** START Data segment **
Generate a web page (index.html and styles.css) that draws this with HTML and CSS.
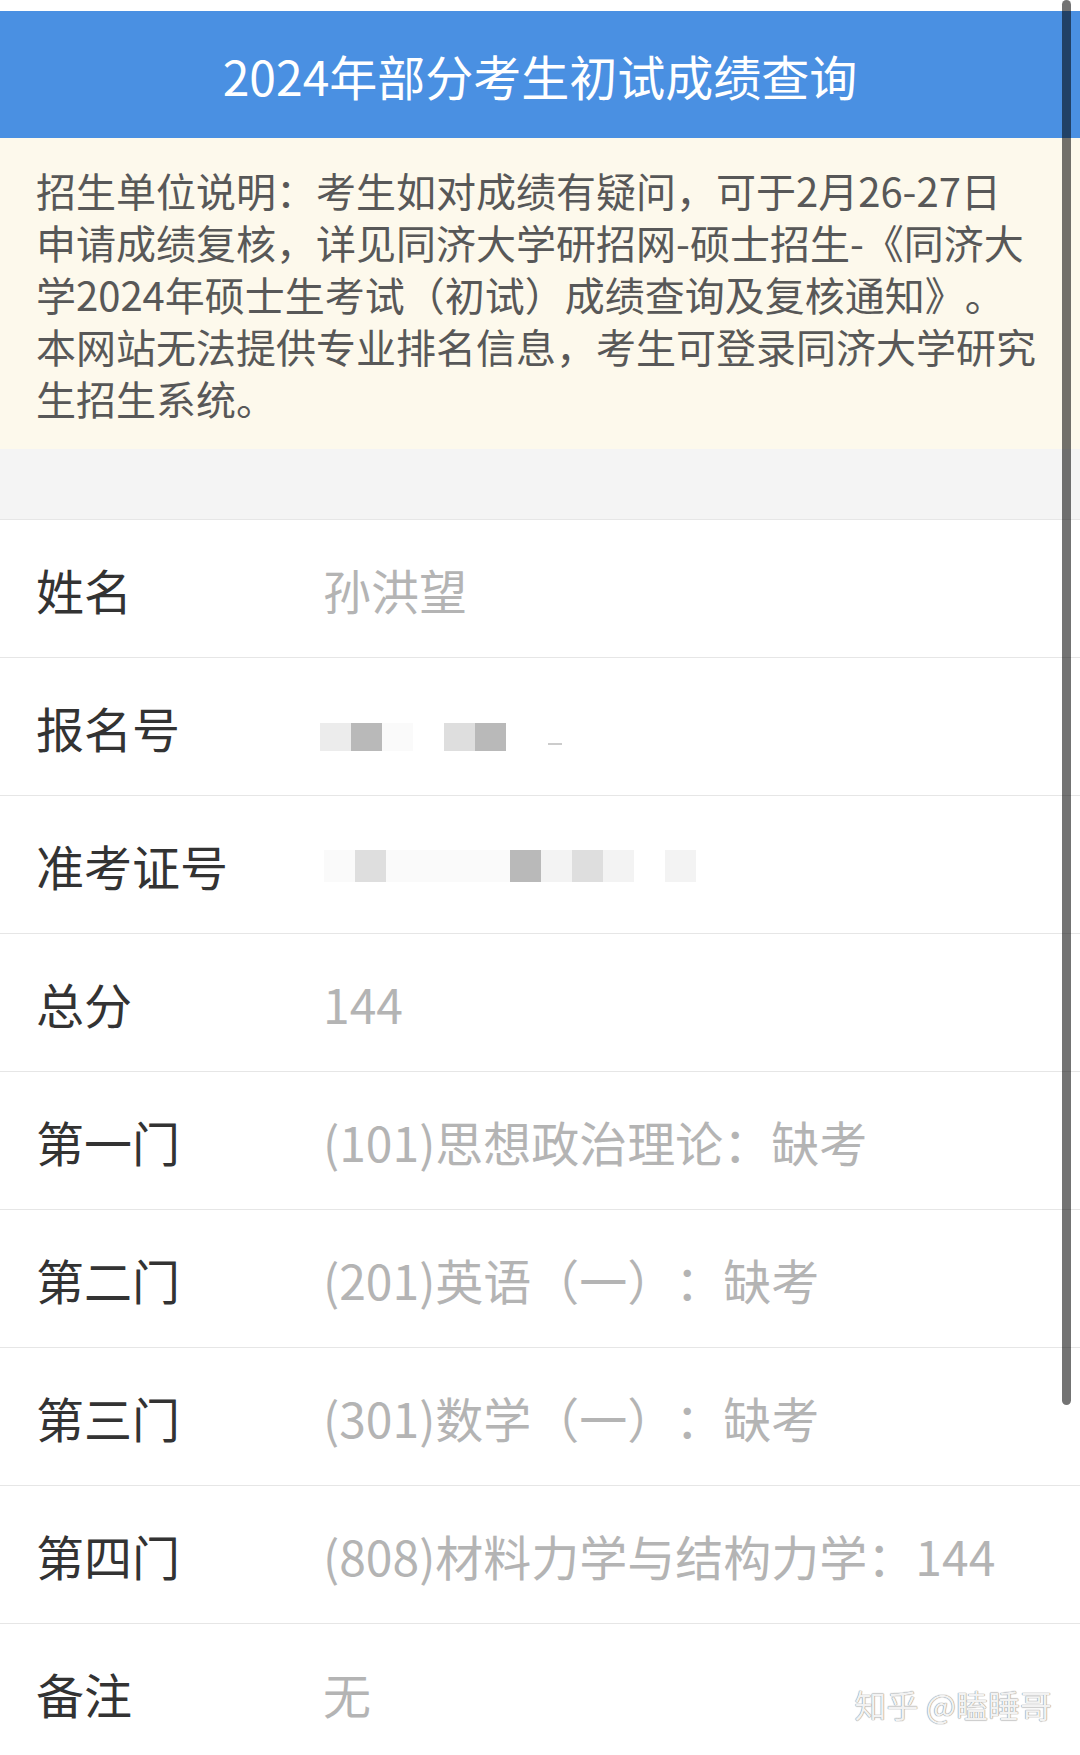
FILE: index.html
```html
<!DOCTYPE html>
<html lang="zh-CN">
<head>
    <meta charset="UTF-8">
    <title>2024年部分考生初试成绩查询</title>
    <link rel="stylesheet" href="styles.css">
</head>
<body>
    <div class="page">
        <header class="title-bar">
            <h1>2024年部分考生初试成绩查询</h1>
        </header>

        <div class="notice">
            招生单位说明：考生如对成绩有疑问，可于2月26-27日<br>
            申请成绩复核，详见同济大学研招网-硕士招生-《同济大<br>
            学2024年硕士生考试（初试）成绩查询及复核通知》。<br>
            本网站无法提供专业排名信息，考生可登录同济大学研究<br>
            生招生系统。
        </div>

        <div class="gap-band"></div>

        <div class="info-list">
            <div class="row">
                <span class="label">姓名</span>
                <span class="value">孙洪望</span>
            </div>
            <div class="row">
                <span class="label">报名号</span>
                <span class="mosaic mosaic-reg">
                    <span class="cell c-faint"></span>
                    <span class="cell c-dark"></span>
                    <span class="cell c-white"></span>
                    <span class="cell"></span>
                    <span class="cell c-light"></span>
                    <span class="cell c-dark"></span>
                    <span class="cell"></span>
                    <span class="cell c-dash"></span>
                </span>
            </div>
            <div class="row">
                <span class="label">准考证号</span>
                <span class="mosaic mosaic-exam">
                    <span class="cell c-white"></span>
                    <span class="cell c-light"></span>
                    <span class="cell c-white"></span>
                    <span class="cell c-white"></span>
                    <span class="cell c-white"></span>
                    <span class="cell c-white"></span>
                    <span class="cell c-dark"></span>
                    <span class="cell c-paper"></span>
                    <span class="cell c-light"></span>
                    <span class="cell c-paper"></span>
                    <span class="cell"></span>
                    <span class="cell c-paper"></span>
                </span>
            </div>
            <div class="row">
                <span class="label">总分</span>
                <span class="value">144</span>
            </div>
            <div class="row">
                <span class="label">第一门</span>
                <span class="value">(101)思想政治理论：缺考</span>
            </div>
            <div class="row">
                <span class="label">第二门</span>
                <span class="value">(201)英语（一）：缺考</span>
            </div>
            <div class="row">
                <span class="label">第三门</span>
                <span class="value">(301)数学（一）：缺考</span>
            </div>
            <div class="row">
                <span class="label">第四门</span>
                <span class="value">(808)材料力学与结构力学：144</span>
            </div>
            <div class="row">
                <span class="label">备注</span>
                <span class="value">无</span>
            </div>
        </div>

        <div class="watermark">知乎 @瞌睡哥</div>
        <div class="scrollbar"></div>
    </div>
</body>
</html>
```

FILE: styles.css
```css
html, body {
    margin: 0;
    padding: 0;
    overflow: hidden;
    background-color: #fff;
}
body {
    font-family: "Noto Sans CJK SC", "Noto Sans", sans-serif;
    color: #333;
    text-spacing-trim: space-all;
}
.page {
    position: relative;
    height: 1755px;
    padding-top: 11px;
    box-sizing: border-box;
}

/* title */
.title-bar {
    height: 127px;
    background-color: #4a90e2;
    display: flex;
    align-items: center;
    justify-content: center;
}
.title-bar h1 {
    margin: 0;
    color: #fff;
    font-size: 48px;
    font-weight: normal;
}

/* notice */
.notice {
    background-color: #fdf9ec;
    color: #585858;
    font-size: 40px;
    line-height: 52px;
    padding: 26px 30px 25px 36px;
    white-space: nowrap;
}
.gap-band {
    height: 70px;
    background-color: #f4f4f4;
}

/* rows */
.row {
    display: flex;
    align-items: center;
    height: 137px;
    border-top: 1px solid #e6e6e6;
    padding-left: 36px;
    font-size: 48px;
}
.label {
    width: 287px;
    flex-shrink: 0;
    color: #333;
}
.value {
    color: #b4b4b4;
}

/* blurred numbers */
.mosaic {
    display: flex;
    height: 28px;
}
.mosaic-reg {
    margin-left: -3px;
    margin-top: 20px;
}
.mosaic-exam {
    height: 32px;
    margin-left: 1px;
    margin-top: 2px;
}
.cell {
    width: 31px;
    height: 100%;
}
.c-dark {
    background-color: #b9b9b9;
}
.c-light {
    background-color: #dedede;
}
.c-paper {
    background-color: #f3f3f3;
}
.c-white {
    background-color: #fafafa;
}
.c-faint {
    background-color: #ececec;
}
.c-dash {
    background: linear-gradient(#fff 70%, #ccc 70%, #ccc 80%, #fff 80%);
    width: 14px;
    margin-left: 11px;
}

/* overlays */
.watermark {
    position: absolute;
    right: 28px;
    bottom: 28px;
    font-size: 32px;
    color: #f2f2f2;
    text-shadow: 0 0 1px #888, 0 0 1px #888;
}
.scrollbar {
    position: absolute;
    top: 0;
    right: 9px;
    width: 9px;
    height: 1405px;
    border-radius: 5px;
    background-color: rgba(0, 0, 0, 0.55);
}
```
** END Data segment **
The exercise:
Make an exact copy of the whole listing, but don't bring over any pictures.

The response:
Generate a web page (index.html and styles.css) that draws this with HTML and CSS.
FILE: index.html
```html
<!DOCTYPE html>
<html lang="zh-CN">
<head>
    <meta charset="UTF-8">
    <title>2024年部分考生初试成绩查询</title>
    <link rel="stylesheet" href="styles.css">
</head>
<body>
    <div class="page">
        <header class="title-bar">
            <h1>2024年部分考生初试成绩查询</h1>
        </header>

        <div class="notice">
            招生单位说明：考生如对成绩有疑问，可于2月26-27日<br>
            申请成绩复核，详见同济大学研招网-硕士招生-《同济大<br>
            学2024年硕士生考试（初试）成绩查询及复核通知》。<br>
            本网站无法提供专业排名信息，考生可登录同济大学研究<br>
            生招生系统。
        </div>

        <div class="gap-band"></div>

        <div class="info-list">
            <div class="row">
                <span class="label">姓名</span>
                <span class="value">孙洪望</span>
            </div>
            <div class="row">
                <span class="label">报名号</span>
                <span class="mosaic mosaic-reg">
                    <span class="cell c-faint"></span>
                    <span class="cell c-dark"></span>
                    <span class="cell c-white"></span>
                    <span class="cell"></span>
                    <span class="cell c-light"></span>
                    <span class="cell c-dark"></span>
                    <span class="cell"></span>
                    <span class="cell c-dash"></span>
                </span>
            </div>
            <div class="row">
                <span class="label">准考证号</span>
                <span class="mosaic mosaic-exam">
                    <span class="cell c-white"></span>
                    <span class="cell c-light"></span>
                    <span class="cell c-white"></span>
                    <span class="cell c-white"></span>
                    <span class="cell c-white"></span>
                    <span class="cell c-white"></span>
                    <span class="cell c-dark"></span>
                    <span class="cell c-paper"></span>
                    <span class="cell c-light"></span>
                    <span class="cell c-paper"></span>
                    <span class="cell"></span>
                    <span class="cell c-paper"></span>
                </span>
            </div>
            <div class="row">
                <span class="label">总分</span>
                <span class="value">144</span>
            </div>
            <div class="row">
                <span class="label">第一门</span>
                <span class="value">(101)思想政治理论：缺考</span>
            </div>
            <div class="row">
                <span class="label">第二门</span>
                <span class="value">(201)英语（一）：缺考</span>
            </div>
            <div class="row">
                <span class="label">第三门</span>
                <span class="value">(301)数学（一）：缺考</span>
            </div>
            <div class="row">
                <span class="label">第四门</span>
                <span class="value">(808)材料力学与结构力学：144</span>
            </div>
            <div class="row">
                <span class="label">备注</span>
                <span class="value">无</span>
            </div>
        </div>

        <div class="watermark">知乎 @瞌睡哥</div>
        <div class="scrollbar"></div>
    </div>
</body>
</html>
```

FILE: styles.css
```css
html, body {
    margin: 0;
    padding: 0;
    overflow: hidden;
    background-color: #fff;
}
body {
    font-family: "Noto Sans CJK SC", "Noto Sans", sans-serif;
    color: #333;
    text-spacing-trim: space-all;
}
.page {
    position: relative;
    height: 1755px;
    padding-top: 11px;
    box-sizing: border-box;
}

/* title */
.title-bar {
    height: 127px;
    background-color: #4a90e2;
    display: flex;
    align-items: center;
    justify-content: center;
}
.title-bar h1 {
    margin: 0;
    color: #fff;
    font-size: 48px;
    font-weight: normal;
}

/* notice */
.notice {
    background-color: #fdf9ec;
    color: #585858;
    font-size: 40px;
    line-height: 52px;
    padding: 26px 30px 25px 36px;
    white-space: nowrap;
}
.gap-band {
    height: 70px;
    background-color: #f4f4f4;
}

/* rows */
.row {
    display: flex;
    align-items: center;
    height: 137px;
    border-top: 1px solid #e6e6e6;
    padding-left: 36px;
    font-size: 48px;
}
.label {
    width: 287px;
    flex-shrink: 0;
    color: #333;
}
.value {
    color: #b4b4b4;
}

/* blurred numbers */
.mosaic {
    display: flex;
    height: 28px;
}
.mosaic-reg {
    margin-left: -3px;
    margin-top: 20px;
}
.mosaic-exam {
    height: 32px;
    margin-left: 1px;
    margin-top: 2px;
}
.cell {
    width: 31px;
    height: 100%;
}
.c-dark {
    background-color: #b9b9b9;
}
.c-light {
    background-color: #dedede;
}
.c-paper {
    background-color: #f3f3f3;
}
.c-white {
    background-color: #fafafa;
}
.c-faint {
    background-color: #ececec;
}
.c-dash {
    background: linear-gradient(#fff 70%, #ccc 70%, #ccc 80%, #fff 80%);
    width: 14px;
    margin-left: 11px;
}

/* overlays */
.watermark {
    position: absolute;
    right: 28px;
    bottom: 28px;
    font-size: 32px;
    color: #f2f2f2;
    text-shadow: 0 0 1px #888, 0 0 1px #888;
}
.scrollbar {
    position: absolute;
    top: 0;
    right: 9px;
    width: 9px;
    height: 1405px;
    border-radius: 5px;
    background-color: rgba(0, 0, 0, 0.55);
}
```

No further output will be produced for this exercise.